Blackberries were briefly availble at Benuel Kaufman's this past Saturday morning ($2.95 per half pint), but by the time I left the market at 11:15 they were gone. That's probably it for the season. Lots of Barlett pears at $1.49/pound. White peaches and green and colored bell peppers sold for $1.99, prune plums for $2/pint.

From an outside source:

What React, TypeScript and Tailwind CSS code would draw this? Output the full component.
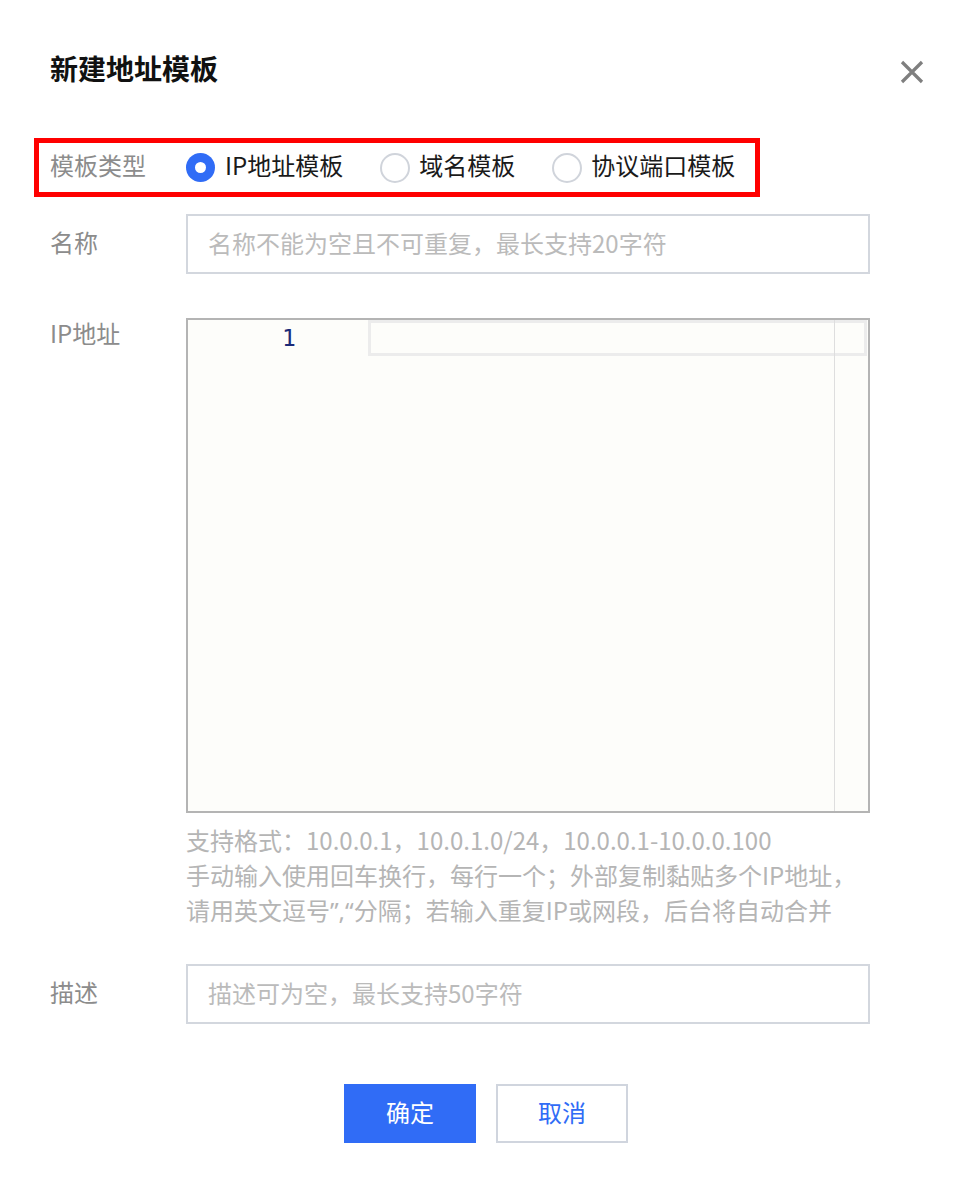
export default function App() {
  return (
    <div className="w-[972px] h-[1192px] bg-white px-[50px] pt-[48px] font-['Noto_Sans_CJK_SC','Noto_Sans',sans-serif] text-[24px]">
      <div className="flex items-start justify-between">
        <h1 className="text-[28px] leading-[40px] font-bold text-[#111111] pb-[2px]">新建地址模板</h1>
        <svg className="mt-[12px] mr-[-2px]" width="24" height="24" viewBox="0 0 24 24">
          <path d="M2 2 L22 22 M22 2 L2 22" stroke="#7f7f7f" strokeWidth="3.2" fill="none" />
        </svg>
      </div>

      <div className="mt-[48px] ml-[-16px] w-[726px] h-[59px] border-[5px] border-[#ff0000] flex items-center pl-[11px]">
        <div className="w-[136px] text-[#8c8c8c] leading-[36px] pb-[5px]">模板类型</div>
        <div className="flex items-center gap-[37px]">
          <div className="flex items-center gap-[10px]">
            <span className="w-[29px] h-[29px] rounded-full bg-[#306cf6] flex items-center justify-center">
              <span className="w-[11px] h-[11px] rounded-full bg-white" />
            </span>
            <span className="text-[#1a1a1a] leading-[36px] pb-[5px]">IP地址模板</span>
          </div>
          <div className="flex items-center gap-[9px]">
            <span className="w-[30px] h-[30px] rounded-full border-2 border-[#d0d4db] bg-white" />
            <span className="text-[#1a1a1a] leading-[36px] pb-[5px]">域名模板</span>
          </div>
          <div className="flex items-center gap-[9px]">
            <span className="w-[30px] h-[30px] rounded-full border-2 border-[#d0d4db] bg-white" />
            <span className="text-[#1a1a1a] leading-[36px] pb-[5px]">协议端口模板</span>
          </div>
        </div>
      </div>

      <div className="mt-[17px] flex items-center">
        <div className="w-[136px] text-[#8c8c8c] leading-[36px] pb-[4px]">名称</div>
        <div className="w-[684px] h-[60px] border-2 border-[#d3d7de] pl-[20px] pb-[3px] flex items-center text-[#bbbbbb]">
          名称不能为空且不可重复，最长支持20字符
        </div>
      </div>

      <div className="mt-[44px] flex items-start">
        <div className="w-[136px] text-[#8c8c8c] leading-[36px] mt-[-3px]">IP地址</div>
        <div className="w-[684px] h-[495px] border-2 border-[#b4b4b4] bg-[#fdfdfa] flex">
          <div className="w-[180px] shrink-0 pl-[94px] leading-[36px] text-[23px] text-[#1b2a78] font-['DejaVu_Sans_Mono',monospace]">
            1
          </div>
          <div className="flex-1 relative">
            <div className="h-[36px] border-[3px] border-[#ececec] mr-[1px]" />
            <div className="absolute left-[466px] top-0 bottom-0 w-px bg-[#dedede]" />
          </div>
        </div>
      </div>

      <div className="ml-[136px] mt-[9px] text-[#b5b5b5] leading-[35px]">
        <div>支持格式：10.0.0.1，10.0.1.0/24，10.0.0.1-10.0.0.100</div>
        <div>手动输入使用回车换行，每行一个；外部复制黏贴多个IP地址，</div>
        <div>
          请用英文逗号<span className="font-['Noto_Sans',sans-serif]">”,“</span>分隔；若输入重复IP或网段，后台将自动合并
        </div>
      </div>

      <div className="mt-[36px] flex items-center">
        <div className="w-[136px] text-[#8c8c8c] leading-[36px] pb-[4px]">描述</div>
        <div className="w-[684px] h-[60px] border-2 border-[#d3d7de] pl-[20px] pb-[3px] flex items-center text-[#bbbbbb]">
          描述可为空，最长支持50字符
        </div>
      </div>

      <div className="mt-[60px] flex justify-center gap-[20px]">
        <button className="w-[132px] h-[59px] bg-[#306cf6] text-white flex items-center justify-center pb-[3px]">确定</button>
        <button className="w-[132px] h-[59px] border-2 border-[#d0d5de] bg-white text-[#306cf6] flex items-center justify-center pb-[3px]">取消</button>
      </div>
    </div>
  );
}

Over at Iovine Brothers, local green peppers featured at 50 cents/pound, but all the colored varieties (none local) priced at $3.99. Local Gala apples also two pounds for a buck, local eggplant 79-cents a pound. Another sign of autumn, pomegranites $1.99 apiece. Hass avocados $1.99 (vs. $1.49 at O.K. Lee). Black figs $2.99/pint, red and green seedless grapes 99-cents, red globe, black seedless and muscatine grapes $1.99. Looking at my receipt I noticed that it offerd a 10 percent discount at the Down Home Diner; Jimmy Iovine said he's had that offer for months.

Also offered at O.K. Lee, orange and yellow cauliflower at 99-cents a head. Excellent cactus pears still 79 cents apiece.

Thursday, September 07, 2006

The Fairmount market was brimming with lots of good things today, as well as a new (to me) vendor, Cressley's Greenhouses and Produce Farm. I'll let these photos speak to some of the variety:

Earl Livengood's vegetables

Cressley's tomatoes, eggplants, peppers

Sam Consylman and his apples

In addition to Brandywine and German stripped tomatoes, I picked up corn, peaches, canteloupes and, a special treat, apples from Sam Conslyman's tree. The smaller of the apples held by Sam is most likely a winesap relative. I ate a small one immediately after bring it home, and it was crisp and flavorful, sweet enough but not overpowering. The other apple appears to be a relative of Delicious, either a forebear or a cousin; it's huge, but I haven't tasted it yet.

Sam took a walk by his local waterway near Lancaster this morning to check on the Paw Paw trees. He spotted the first fruit to drop, though it still wasn't quite ready. (Paw Paws are harvested after they drop; the art is to gather them before any critters do.) He expects they'll be peaking in 2 to 3 weeks.